My husband wants to know why we make lists of favorites at all. Who cares but the list maker? We all do! Lists are how you find a compatible mate or friend. Lists remind us who we were, who we have become, and who we still are. They bring back the summer of “Sarah Smile,” when Andrea Palefsky and I fell in love with the same boy on the beach. They remind us of the summer we pretended to love “Kashmir” for a boy—and found we really loved the song but not the boy.

My lists don’t change much. Sometimes my top four films rotate positions, but they are, always, Bladerunner, American Beauty, Lost in Translation, and Amelie (the newest). Sometimes #5 is Garden State. Sometimes it’s Big Fish. It might even be The Runaways.

Of my top five songs, four did not make it.
5. “Bennie and the Jets,” Elton John
4. “Young Americans,” David Bowie
3. “The Boys are Back in Town,” Thin Lizzy
2. “It’s Only Money, Tyrone,” Marah

My number one song of all time rarely changes. I am, apparently, right.

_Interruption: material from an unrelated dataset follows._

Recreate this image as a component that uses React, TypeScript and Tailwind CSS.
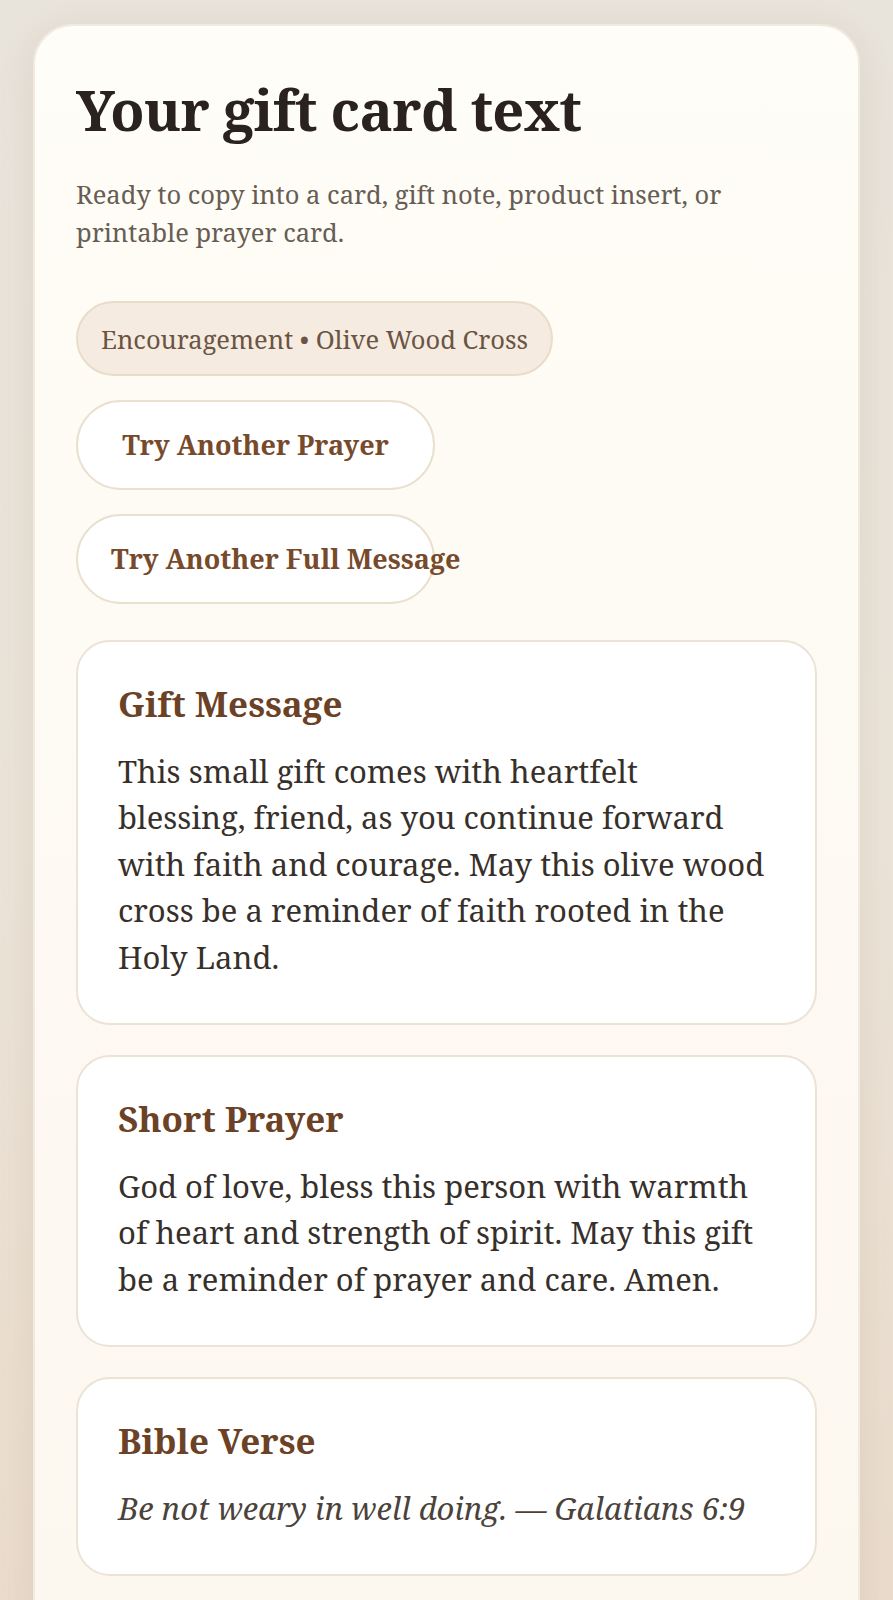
import React from "react";

const serif = { fontFamily: '"Noto Serif", "DejaVu Serif", serif' };

function Section({ title, children }: { title: string; children: React.ReactNode }) {
  return (
    <div className="rounded-[34px] border-2 border-[#ebe3d5] bg-white pl-[40px] pr-[43px] pt-[39px] pb-[43px]">
      <h2 className="text-[35px] font-bold leading-[1.3] text-[#6b4226]">{title}</h2>
      <div className="mt-[21px] text-[31px] leading-[46.5px] text-[#37302a]">{children}</div>
    </div>
  );
}

export default function App() {
  return (
    <div
      className="min-h-screen bg-gradient-to-b from-[#e8e3db] via-[#ebe3d8] to-[#eadaca] px-[33px] pt-[24px]"
      style={serif}
    >
      <div className="min-h-[1700px] rounded-[40px] border-2 border-[#f1eadf] bg-gradient-to-b from-[#fffdf7] to-[#fcf7ef] px-[41px] pt-[50px] shadow-[0_8px_36px_rgba(120,90,50,0.10)]">
        <h1 className="text-[56px] font-bold leading-[1.2] tracking-[-0.7px] text-[#2a231d]">Your gift card text</h1>
        <p className="mt-[32px] text-[25.5px] leading-[38px] text-[#675d54]">
          Ready to copy into a card, gift note, product insert, or printable prayer card.
        </p>
        <div className="mt-[50px] flex flex-col items-start gap-[24px]">
          <span className="inline-flex h-[75px] items-center rounded-full border-2 border-[#e9dcc9] bg-[#f5ebe0] px-[23px] text-[25.5px] text-[#6b5444]">
            Encouragement • Olive Wood Cross
          </span>
          <button className="h-[90px] w-[359px] whitespace-nowrap rounded-full border-2 border-[#e9e0d0] bg-white px-[33px] text-center text-[27px] font-bold text-[#774a2c]">
            Try Another Prayer
          </button>
          <button className="h-[90px] w-[359px] whitespace-nowrap rounded-full border-2 border-[#e9e0d0] bg-white px-[33px] text-center text-[27px] font-bold text-[#774a2c]">
            Try Another Full Message
          </button>
        </div>
        <div className="mt-[36px] flex flex-col gap-[30px]">
          <Section title="Gift Message">
            This small gift comes with heartfelt blessing, friend, as you continue forward with faith and courage. May
            this olive wood cross be a reminder of faith rooted in the Holy Land.
          </Section>
          <Section title="Short Prayer">
            God of love, bless this person with warmth of heart and strength of spirit. May this gift be a reminder of
            prayer and care. Amen.
          </Section>
          <Section title="Bible Verse">
            <span className="italic text-[#4a423b]">Be not weary in well doing. — Galatians 6:9</span>
          </Section>
        </div>
      </div>
    </div>
  );
}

And while two of my top three musicians did not make the list (to hear him is to love him), the third—the one who makes my monkey dance, the one who put the ram in my rama-lama-ding-dong, was the monkey in the middle, caught at #276.

My friend Kim drove us an hour away to watch him play for only an hour on Saturday night. We talked to him after the show, just as we did the last time—a year ago—and found him, once again, good and kind and interesting. He was also interested. He remembered me and The Book, asked about my recent work.

So—you know. Chuck Prophet "put the bomp in the bomp-shooby-dooby-bomp." He did. He's number one.